The techniques presented and claimed herein are referenced and applied to material objects and concrete examples of a practical nature that demonstrably improve the present technical field and, as such, are not abstract, intangible or purely theoretical. Further, if any claims appended to the end of this specification contain one or more elements designated as “means for (perform)ing (a function) . . . ” or “step for (perform)ing (a function) . . . ”, it is intended that such elements are to be interpreted under 35 U.S.C. 112(f). However, for any claims containing elements designated in any other manner, it is intended that such elements are not to be interpreted under 35 U.S.C. 112(f).

Claims
  • 1. A method, comprising: receiving ultra-deep azimuthal resistivity (UDAR) measurements from a downhole tool within a geological formation;determining a data processing window based on a relative location of a transmitter of the downhole tool with respect to a location of one or more components of the downhole tool;performing a three-dimensional (3D) inversion of the UDAR measurements based on the relative location of the transmitter; andgenerating an anisotropic resistivity distribution output based on the 3D inversion.

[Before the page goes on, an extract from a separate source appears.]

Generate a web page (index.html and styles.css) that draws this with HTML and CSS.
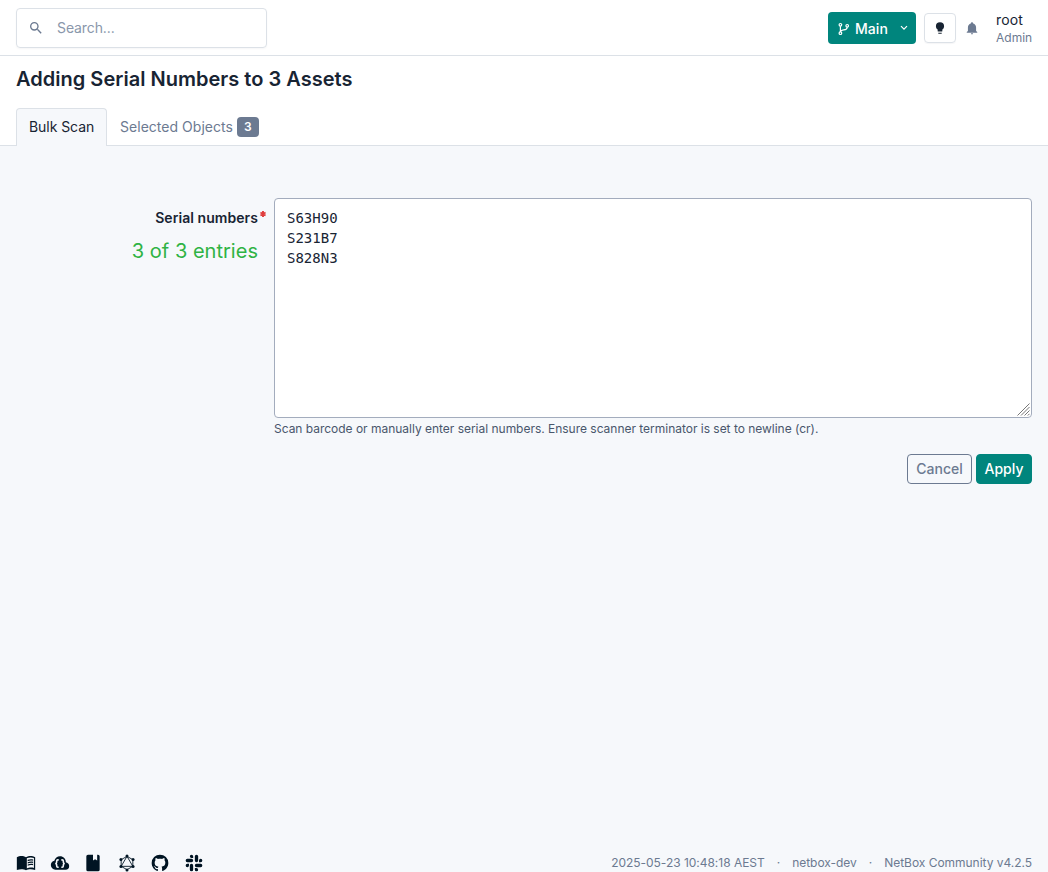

  • 2. The method of claim 1, further comprising determining a formation dip based on the anisotropic resistivity distribution output.

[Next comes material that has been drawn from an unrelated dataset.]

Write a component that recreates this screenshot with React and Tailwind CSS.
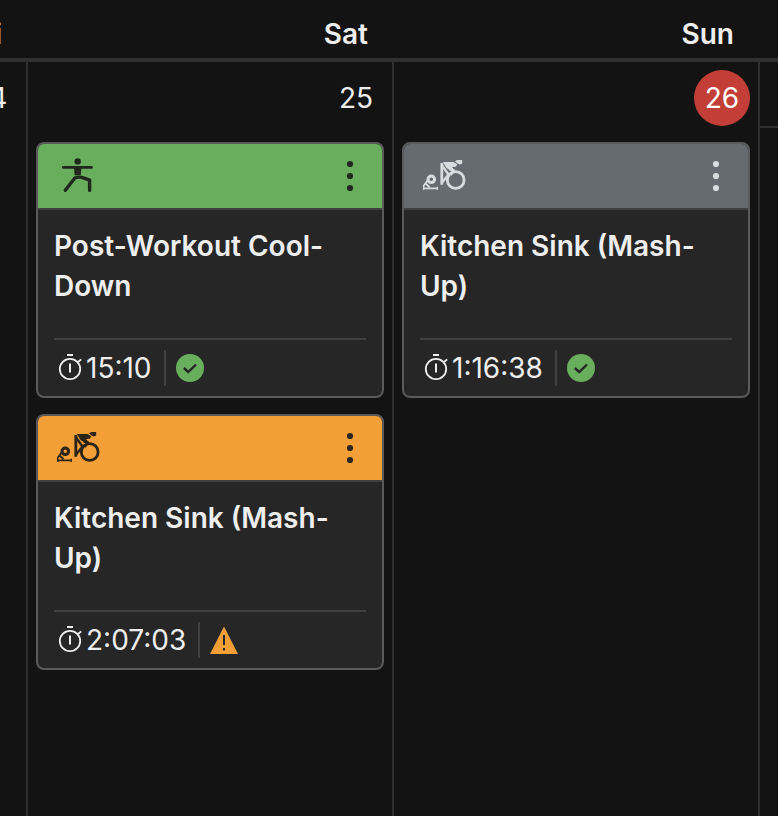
import React from 'react';

const THEMES = {
  green: 'bg-[#69ae5d] text-[#20281e]',
  orange: 'bg-[#f29f38] text-[#2b2418]',
  gray: 'bg-[#666a71] text-[#d9dcde]',
};

function YogaIcon() {
  return (
    <svg viewBox="0 0 48 48" className="size-12" aria-hidden="true">
      <circle cx="23.7" cy="9.4" r="3.2" fill="currentColor" />
      <path d="M9.3 15.4H37.6" fill="none" stroke="currentColor" strokeWidth="2.6" strokeLinecap="round" />
      <path d="M20 16h7.4l-.6 7.2H20.6z" fill="currentColor" />
      <path
        d="M11.3 38.3 20.8 26q4.5-1.6 8.5-.2l6.3 2.4v10.2"
        fill="none"
        stroke="currentColor"
        strokeWidth="3.4"
        strokeLinecap="round"
        strokeLinejoin="round"
      />
    </svg>
  );
}

function BikeIcon() {
  return (
    <svg viewBox="0 0 48 48" className="size-12" aria-hidden="true">
      <g fill="none" stroke="currentColor">
        <circle cx="35.7" cy="28" r="8.4" strokeWidth="2.8" />
        <path d="M21.8 11V32.8" strokeWidth="2.8" />
        <path d="M22 13.5 28.5 22.5 22.5 30" strokeWidth="2.4" />
        <path d="M29.5 17 33.6 18.4 30.5 23" strokeWidth="2.8" strokeLinejoin="round" />
        <circle cx="11.3" cy="27.3" r="3.3" strokeWidth="3" />
        <path d="M3 36.3H18M4 33.5 7.5 28.5M5.5 31.5 9.5 35" strokeWidth="1.8" />
        <path d="M3.7 33v5M17.3 34.8v3" strokeWidth="1.4" />
      </g>
      <path d="M22.8 10H33.5L37.2 12.3 36 14.8 32 15 34 17.8 30.5 18.6 26.5 16Z" fill="currentColor" />
      <path d="M35 9.2Q36.5 8 38.5 8H42.2V11.5L40 12.5 37.5 11.5Z" fill="currentColor" />
    </svg>
  );
}

function TimerIcon() {
  return (
    <svg viewBox="0 0 32 32" className="size-8 shrink-0" fill="none" stroke="currentColor" aria-hidden="true">
      <circle cx="16" cy="17" r="10.2" strokeWidth="1.8" />
      <path d="M13 3H19M16 11.5V20.5" strokeWidth="2" />
      <path d="M24 10 27.2 7.4" strokeWidth="1.8" />
    </svg>
  );
}

function StatusIcon({ status }) {
  if (status === 'done') {
    return (
      <svg viewBox="0 0 28 28" className="size-7" role="img" aria-label="Completed">
        <circle cx="14" cy="14" r="14" fill="#69ae5d" />
        <path d="M7.9 14 12.2 18 20 10.5" fill="none" stroke="#262626" strokeWidth="2.4" />
      </svg>
    );
  }
  return (
    <svg viewBox="0 0 28 28" className="size-7" role="img" aria-label="Warning">
      <path d="M14 .5 28 28H0Z" fill="#f29f38" />
      <path d="M13 9h2v10h-2zM13 22h2v2.5h-2z" fill="#262626" />
    </svg>
  );
}

function WorkoutCard({ title, time, status, theme, icon }) {
  return (
    <article className="overflow-hidden rounded-lg border-2 border-[#5a5a5a] bg-[#262626]">
      <header className={'flex h-16 items-center justify-between px-4 ' + THEMES[theme]}>
        {icon === 'yoga' ? <YogaIcon /> : <BikeIcon />}
        <button type="button" aria-label="Workout options" className="flex h-12 w-8 items-center justify-center">
          <svg viewBox="0 0 8 32" className="h-8 w-2" fill="currentColor" aria-hidden="true">
            <circle cx="4" cy="4" r="3.1" />
            <circle cx="4" cy="16" r="3.1" />
            <circle cx="4" cy="28" r="3.1" />
          </svg>
        </button>
      </header>
      <div className="border-t-2 border-[#404040] px-4 pt-4">
        <h3 className="min-h-28 text-[28px] leading-10 font-semibold">{title}</h3>
        <div className="flex h-[58px] items-center border-t-2 border-[#404040]">
          <TimerIcon />
          <time className="mr-3 text-[28px] leading-9">{time}</time>
          <div className="flex h-9 items-center border-l-2 border-[#404040] pl-2.5">
            <StatusIcon status={status} />
          </div>
        </div>
      </div>
    </article>
  );
}

function Day({ label, number, today, workouts }) {
  return (
    <section className="flex min-w-0 flex-col overflow-hidden">
      <h2 className="flex h-[62px] items-center justify-end border-b-4 border-[#303030] pt-2.5 pr-[26px] text-[28px] leading-10 font-semibold">
        {label}
      </h2>
      <div className="flex flex-1 flex-col gap-4 border-r-2 border-[#303030] p-2">
        <div className="flex justify-end">
          <span
            className={
              'flex size-14 shrink-0 items-center justify-center rounded-full text-[28px] ' +
              (today ? 'bg-[#c23e37] text-white' : '')
            }
          >
            {number}
          </span>
        </div>
        {workouts.map((w) => (
          <WorkoutCard key={w.title} {...w} />
        ))}
      </div>
    </section>
  );
}

const SATURDAY = [
  { title: 'Post-Workout Cool-Down', time: '15:10', status: 'done', theme: 'green', icon: 'yoga' },
  { title: 'Kitchen Sink (Mash-Up)', time: '2:07:03', status: 'warning', theme: 'orange', icon: 'bike' },
];

const SUNDAY = [
  { title: 'Kitchen Sink (Mash-Up)', time: '1:16:38', status: 'done', theme: 'gray', icon: 'bike' },
];

export default function App() {
  return (
    <main className="grid min-h-screen grid-cols-[28px_1fr_1fr_18px] bg-[#131313] font-['Inter',sans-serif] text-[#eeeeee]">
      <Day label="Fri" number="24" workouts={[]} />
      <Day label="Sat" number="25" workouts={SATURDAY} />
      <Day label="Sun" number="26" today workouts={SUNDAY} />
      <aside>
        <div className="h-[62px] border-b-4 border-[#303030]" />
        <div className="h-[66px] border-b-2 border-[#303030]" />
      </aside>
    </main>
  );
}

  • 3. The method of claim 1, wherein the anisotropic resistivity distribution output comprises a model of the formation.
  • 4. The method of claim 1, wherein the anisotropic resistivity distribution output comprises saturation of a volume within the geological formation.
  • 5. The method of claim 1, wherein the 3D inversion is a voxel-based inversion.
  • 6. The method of claim 1, wherein generating the anisotropic resistivity distribution output comprises updating a visualization of the geological formation in substantially real-time.
  • 7. The method of claim 1, wherein performing the 3D inversion comprises utilizing a full 3D EM solver, at each iteration of the inversion process, to generate tool responses until a substantial match with the acquired electromagnetic measurements is achieved.
  • 8. The method of claim 1, wherein performing the three-dimensional (3D) inversion of the UDAR measurements based on the relative location of the transmitter comprises utilizing an iterative solver.
  • 9. The method of claim 1, wherein the data processing window is at least 1.5 times a receiver antenna spacing of the downhole tool.
  • 10. The method of claim 1, wherein performing the 3D inversion comprises determining a regularization constant in each iteration of the 3D inversion using Occam's method or any ad-hoc cost function reducing parameter search methods.
  • 11. A tangible, non-transitory, computer-readable medium configured to store instructions executable by processing circuitry, wherein the instructions comprise instructions to cause the processing circuitry to perform operations comprising: receiving ultra-deep azimuthal resistivity (UDAR) measurements from a downhole tool within a geological formation;determining a data processing window based on a relative location of a transmitter of the downhole tool with respect to a location of one or more components of the downhole tool;performing a three-dimensional (3D) inversion of the UDAR measurements based on the relative location of the transmitter; andgenerating an anisotropic resistivity distribution output based on the 3D inversion.
  • 12. The computer-readable medium of claim 10, wherein the processing circuitry is configured to perform the 3D inversion by utilizing a Jacobi preconditioning.
  • 13. The computer-readable medium of claim 10, wherein the data processing window is at least 1.5 times a receiver antenna spacing.
  • 14. The computer-readable medium of claim 10, wherein the processing circuitry is configured to perform the 3D inversion by utilizing equal L1-regularization along all dimensions of the volume and using previous inversion results for a current tool position of the downhole tool.
  • 15. The computer-readable medium of claim 10, wherein performing the 3D inversion comprises applying a Jacobian matrix applied to the electromagnetic measurements.
  • 16. The computer-readable medium of claim 10, wherein performing the 3D inversion comprises utilizing electromagnetic measurements acquired every 1/10 or less of a distance between a transmitter and a receiver of the downhole tool.
  • 17. A system, comprising: an electromagnetic downhole tool configured to generate electromagnetic measurements associated with a volume within a geological formation;a data processing system communicatively coupled to the electromagnetic downhole tool, wherein the data processing system comprises one or more processors, wherein the data processing system is configured to: receive ultra-deep azimuthal resistivity (UDAR) measurements from a downhole tool within a geological formation;determine a data processing window based on a relative location of a transmitter of the downhole tool with respect to a location of one or more components of the downhole tool; perform a three-dimensional (3D) inversion of the UDAR measurements based on the relative location of the transmitter; andgenerate an anisotropic resistivity distribution output based on the 3D inversion.
  • 18. The system of claim 16, wherein the data processing system is configured to display a visualization of the volume of the geological formation based on the anisotropic resistivity distribution output.
  • 19. The system of claim 16, wherein the data processing system is configured to perform the 3D inversion by utilizing a full 3D EM solver to substantially match the electromagnetic measurements.
  • 20. The system of claim 16, wherein the anisotropic resistivity output comprises an updated 3D voxel-based model of a volume of the geological formation.
  • 21. The system of claim 16, wherein the data processing system is configured to perform the 3D inversion by using an iterative solver.
CROSS REFERENCE TO OTHER APPLICATION

This application claims priority to and the benefit of U.S. Provisional Patent Application Ser. No. 63/586,115, entitled “Ultra-Deep Azimuthal Resistivity Measurements for Formation Evaluation”, filed Sep. 28, 2023, which is hereby incorporated by reference in its entirety for all purposes.